Britain starts screaming ‘heat wave’ as soon as the temperature rises over twenty-five degrees celsius. If the sun decides to grace Britain with its presence, hysteria ensues, it really is a wonderful feeling. People try to get as much sun as possible, spending their days lying in their gardens or on the nearest seaside, hoping to get a beautiful golden tan. Picnics, camping, ice cream vans, music festivals and paddling pools. Summer in England is an exciting time, which is understandable as the weather during the rest of the year is pretty persistently miserable.
Summer in India, however, is dangerous and brutal. I can see only two advantages of an Indian summer; the mangoes are delicious and the mosquitoes are dead. A strong sun gives summer’s seasonal fruit its exquisite taste, and I can confirm the mangoes and lychees this summer have been superb. The break from mosquito bites and the best fruit of the year fades into insignificance when you read that over one thousand people have lost their lives as a result of this heat wave. Devastating and understandable, I cannot put into words how hot it is here in India.
Nagpur is famous for its harsh summers. When I am not in Nagpur and I tell someone where I live, either they have never heard of the place or the first thing that comes to their minds is how awful Nagpurian summers are, followed by advice and extreme caution! Thankfully, Mr. Breeze the water cooler has worked well in Nagpur’s dry heat. Nevertheless, most days I get through about sixty ice cubes and have several showers (with boiling hot water because the pipes are blistering hot, but even then it’s better than nothing). It’s been a nightmare and it’s been distressing but I am lucky, I have a home and a cooler.
When I look out of my window I can see a small nomadic community, they keep goats and they have made simple tents out of sticks and plastic sheets. They have no plumbing, no electricity and the temperature has hit forty-eight degrees celsius this month. I assume they have some methods to keep cool but we simply cannot imagine how this heat wave has been for them.

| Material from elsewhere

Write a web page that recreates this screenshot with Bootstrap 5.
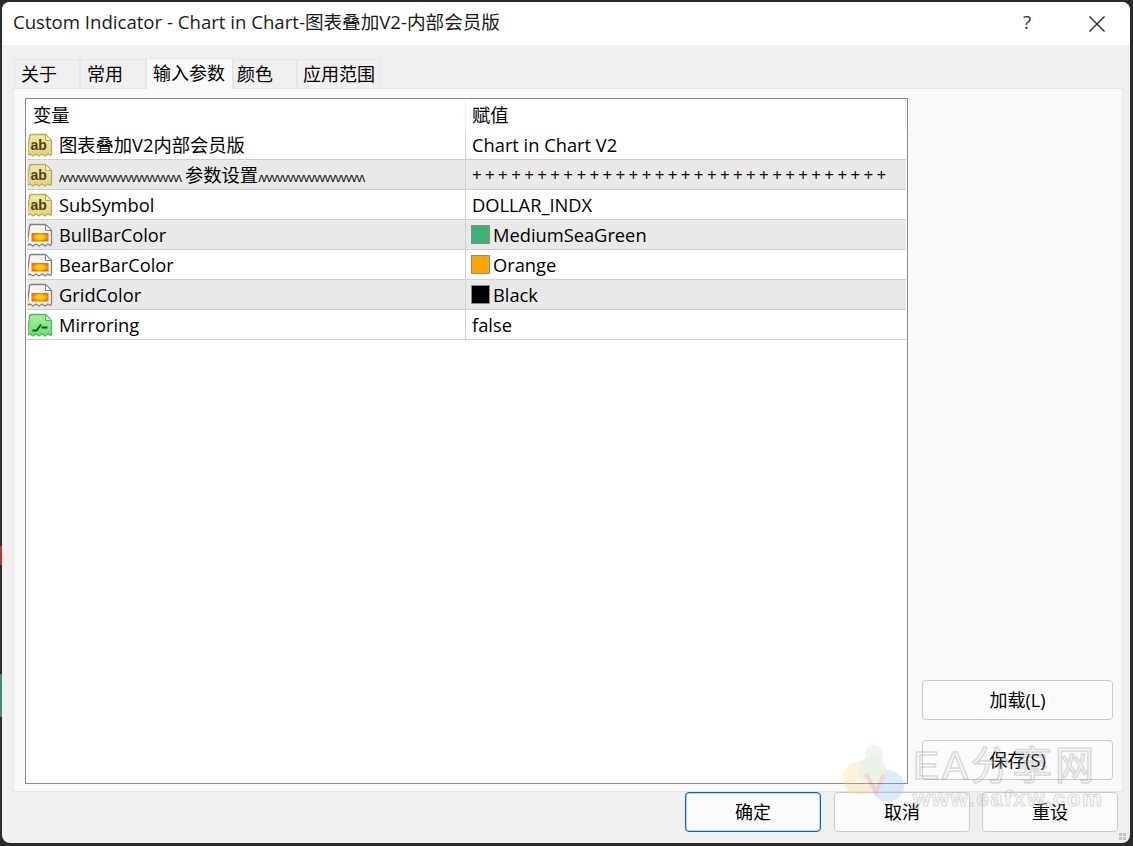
<!DOCTYPE html>
<html lang="zh">
<head>
<meta charset="utf-8">
<title>Custom Indicator</title>
<link href="https://cdn.jsdelivr.net/npm/bootstrap@5.3.0/dist/css/bootstrap.min.css" rel="stylesheet">
<style>
html,body{height:100%;margin:0;overflow:hidden}
body{background:#2b2b2b;padding:2px 3px 3px 2px;font-family:"Open Sans","Noto Sans CJK SC",sans-serif;font-size:18px;color:#000;position:relative}
.win{height:841px;background:#f0f0f0;border-radius:8px;overflow:hidden;position:relative}
.ttl{height:43px;background:#fff;padding:0 0 0 11px}
.ttl-text{font-size:18.6px;color:#1a1a1a;line-height:40px;align-self:flex-start}
.ttl-q{width:46px;text-align:center;font-size:19px;color:#333;line-height:40px;margin-right:38px;align-self:flex-start}
.ttl-x{width:18px;height:18px;margin-right:24px}
.spacer{flex:1}
.tabstrip{height:43px;padding:13px 0 0 12px;align-items:flex-end}
.tb{height:29px;background:#f0f0f0;border:1px solid #e6e6e6;border-bottom:0;font-size:18px;line-height:28px;padding-left:6px}
.tb.on{height:31px;background:#f9f9f9;line-height:29px;position:relative;z-index:1;margin-bottom:-1px}
.panel{height:704px;margin:0 7px 0 11px;background:#f9f9f9;border:1px solid #e6e6e6;padding:9px 0 0 11px;gap:14px}
.grid-box{width:883px;height:686px;border:1px solid #8a8a92;background:#fff}
.hd{height:31px;line-height:31px;font-size:18.3px;margin:0 1px}
.rw{height:30px;border-bottom:1px solid #cfcfcf;line-height:29px;font-size:18.3px;margin:0 1px}
.rw.alt{background:#e9e9e9}
.c1{width:439px;flex:none;border-right:1px solid #d2d2d2;height:100%;position:relative}
.c1.nm{padding-left:32px}
.hd .c1{padding-left:6px;border-right:1px solid #ececec}
.hd .c2{border-right:1px solid #ececec}
.c2{padding-left:6px;flex:1}
.c2.col{padding-left:5px}
.ic{position:absolute;left:1px;top:3px;width:25px;height:25px}
.swatch{width:19px;height:19px;border:1px solid #8c8c8c;margin-right:3px;flex:none}
.wave{font-family:"Liberation Sans",sans-serif;font-size:13px;letter-spacing:-1.2px;line-height:24px;padding-top:6px;color:#222;white-space:nowrap;flex:none;display:block;height:29px;overflow:visible}
.plus{letter-spacing:3.33px;font-size:17px;white-space:nowrap}
.side{width:191px;height:100%;padding-bottom:11px;gap:20px}
.wbtn{height:40px;width:100%;background:#fbfbfb;border:1px solid #cbcbcb;border-radius:4px;font-size:18px;color:#000;padding:0;line-height:36px}
.wbtn:hover{background:#fbfbfb;border-color:#cbcbcb;color:#000}
.foot{height:40px;padding-right:12px;gap:13px;position:relative;z-index:1}
.foot .wbtn{width:136px;line-height:35px}
.foot .wbtn.pri{border:1px solid #0067c0;box-shadow:inset 0 0 0 .5px #7fb3e0}
.foot .wbtn+.wbtn+.wbtn{margin-left:-1px}
.wm{position:absolute;left:842px;top:740px;width:270px;height:72px;opacity:.26;pointer-events:none;z-index:3}
.wm-big{position:absolute;left:71px;top:1px;font-family:"Liberation Sans","Noto Sans CJK SC",sans-serif;font-size:39px;line-height:50px;letter-spacing:3px;color:#fff;-webkit-text-stroke:1.6px #808080;white-space:nowrap}
.wm-sm{position:absolute;left:71px;top:46px;font-family:"Liberation Sans",sans-serif;font-weight:700;font-size:22px;line-height:26px;letter-spacing:1.7px;color:#fff;-webkit-text-stroke:1.1px #808080;white-space:nowrap}
.edge-a{position:absolute;left:0;top:546px;width:2px;height:19px;background:#b5382c}
.edge-b{position:absolute;left:0;top:674px;width:2px;height:43px;background:#4a8a6a}
.grip{position:absolute;right:3px;bottom:2px;width:8px;height:8px}
</style>
</head>
<body>
<svg width="0" height="0" class="position-absolute">
<defs>
<linearGradient id="gy" x1="0" y1="0" x2="0" y2="1"><stop offset="0" stop-color="#f3e9a6"/><stop offset="1" stop-color="#e2d27c"/></linearGradient>
<linearGradient id="gg" x1="0" y1="0" x2="0" y2="1"><stop offset="0" stop-color="#a5f0a0"/><stop offset="1" stop-color="#6fdc74"/></linearGradient>
<radialGradient id="gc"><stop offset="0" stop-color="#fff000"/><stop offset=".55" stop-color="#ffc000"/><stop offset="1" stop-color="#ff6a00"/></radialGradient>
<symbol id="i-ab" viewBox="0 0 25 25">
<path d="M1.500 3.500q0-2 2-2h14l6 6v13q0 1.500-1 2l-2.500-1.500-3 2-3-2-3 2-3-2-3 2-3-2-1.500 1q-1-.5-1-2z" fill="url(#gy)" stroke="#b9aa58" stroke-width="1.300"/>
<path d="M17.500 1.500v6h6z" fill="#fbf6d0" stroke="#b9aa58"/>
<text x="2.500" y="16.500" font-family="Liberation Sans" font-weight="700" font-size="14" fill="#4a4420">ab</text>
</symbol>
<symbol id="i-col" viewBox="0 0 25 25">
<path d="M1.500 3.500q0-2 2-2h14l6 6v13q0 1.500-1 2l-2.500-1.500-3 2-3-2-3 2-3-2-3 2-3-2-1.500 1q-1-.5-1-2z" fill="#f4f4f4" stroke="#808080" stroke-width="1.300"/>
<path d="M17.500 1.500v6h6z" fill="#fff" stroke="#808080"/>
<rect x="3.500" y="10" width="17" height="8.500" fill="url(#gc)"/>
</symbol>
<symbol id="i-bool" viewBox="0 0 25 25">
<path d="M1.500 3.500q0-2 2-2h14l6 6v13q0 1.500-1 2l-2.500-1.500-3 2-3-2-3 2-3-2-3 2-3-2-1.500 1q-1-.5-1-2z" fill="url(#gg)" stroke="#55b55a" stroke-width="1.300"/>
<path d="M17.500 1.500v6h6z" fill="#d6f8d6" stroke="#55b55a"/>
<path d="M4.500 17.500h4l4.500-6M13.500 14.500h6" fill="none" stroke="#0c5a1c" stroke-width="2"/>
</symbol>
</defs>
</svg>
<span class="edge-a"></span><span class="edge-b"></span>
<div class="win d-flex flex-column">
  <div class="ttl d-flex align-items-center">
    <div class="ttl-text">Custom Indicator - Chart in Chart-图表叠加V2-内部会员版</div>
    <div class="spacer"></div>
    <div class="ttl-q">?</div>
    <svg class="ttl-x" viewBox="0 0 18 18"><path d="M1.500 1.500 16.500 16.500M16.500 1.500 1.500 16.500" stroke="#222" stroke-width="1.300" fill="none"/></svg>
  </div>
  <div class="tabstrip d-flex">
    <div class="tb" style="width:66px">关于</div>
    <div class="tb" style="width:66px">常用</div>
    <div class="tb on" style="width:87px">输入参数</div>
    <div class="tb" style="width:64px;padding-left:3px">颜色</div>
    <div class="tb" style="width:83px;padding-left:5px">应用范围</div>
  </div>
  <div class="panel d-flex">
    <div class="grid-box">
      <div class="hd d-flex"><div class="c1">变量</div><div class="c2">赋值</div></div>

      <div class="rw d-flex"><div class="c1 nm"><svg class="ic"><use href="#i-ab"/></svg>图表叠加V2内部会员版</div><div class="c2">Chart in Chart V2</div></div>

      <div class="rw alt d-flex"><div class="c1 nm d-flex"><svg class="ic"><use href="#i-ab"/></svg><span class="wave" style="width:126px">ʌʌʌʌʌʌʌʌʌʌʌʌʌʌʌʌʌʌʌʌʌʌʌ</span><span>参数设置</span><span class="wave" style="width:108px">ʌʌʌʌʌʌʌʌʌʌʌʌʌʌʌʌʌʌʌʌ</span></div><div class="c2 plus">++++++++++++++++++++++++++++++++</div></div>

      <div class="rw d-flex"><div class="c1 nm"><svg class="ic"><use href="#i-ab"/></svg>SubSymbol</div><div class="c2">DOLLAR_INDX</div></div>

      <div class="rw alt d-flex"><div class="c1 nm"><svg class="ic"><use href="#i-col"/></svg>BullBarColor</div><div class="c2 col d-flex align-items-center"><span class="swatch" style="background:#3cb371"></span><span>MediumSeaGreen</span></div></div>

      <div class="rw d-flex"><div class="c1 nm"><svg class="ic"><use href="#i-col"/></svg>BearBarColor</div><div class="c2 col d-flex align-items-center"><span class="swatch" style="background:#ffa500"></span><span>Orange</span></div></div>

      <div class="rw alt d-flex"><div class="c1 nm"><svg class="ic"><use href="#i-col"/></svg>GridColor</div><div class="c2 col d-flex align-items-center"><span class="swatch" style="background:#000"></span><span>Black</span></div></div>

      <div class="rw d-flex"><div class="c1 nm"><svg class="ic"><use href="#i-bool"/></svg>Mirroring</div><div class="c2">false</div></div>
    </div>
    <div class="side d-flex flex-column justify-content-end">
      <button type="button" class="btn wbtn">加载(L)</button>
      <button type="button" class="btn wbtn">保存(S)</button>
    </div>
  </div>
  <div class="foot d-flex justify-content-end">
    <button type="button" class="btn wbtn pri">确定</button>
    <button type="button" class="btn wbtn">取消</button>
    <button type="button" class="btn wbtn">重设</button>
  </div>
  <svg class="grip" viewBox="0 0 8 8"><path d="M0 0h3v3H0zM4 0h3v3H4zM0 4h3v3H0zM4 4h3v3H4z" fill="#c4c4c4"/></svg>
</div>
<div class="wm">
  <svg width="68" height="72" viewBox="0 0 68 72" class="position-absolute top-0 start-0"><circle cx="32" cy="14" r="9" fill="#bfe3c0"/><circle cx="18" cy="38" r="17" fill="#f5d566"/><circle cx="46" cy="46" r="16" fill="#7db8e8"/><circle cx="30" cy="30" r="14" fill="#a9d8a0"/><path d="M24 34 34 52 42 34" fill="none" stroke="#e05a4a" stroke-width="4"/></svg>
  <div class="wm-big">EA分享网</div>
  <div class="wm-sm">www.eafxw.com</div>
</div>
</body>
</html>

A couple of days ago, there was a blissful pre-monsoon shower. A five minute downpour of cool and refreshing rain, a small taster of what is to come in the next couple of weeks. I ran outside to my terrace and danced in the rain, singing “I am Woman” at the top of my lungs as Alfonso stood at the doorway looking very confused. Why that song? I don’t know, but it seemed appropriate for that moment of liberation from the heat. I felt so much happiness singing (some may say I was shrieking, I cannot sing very well) and dancing. That happiness overflowed when I looked across to the nomadic community and saw the children were also dancing in the rain, the only way children can, with pure joy.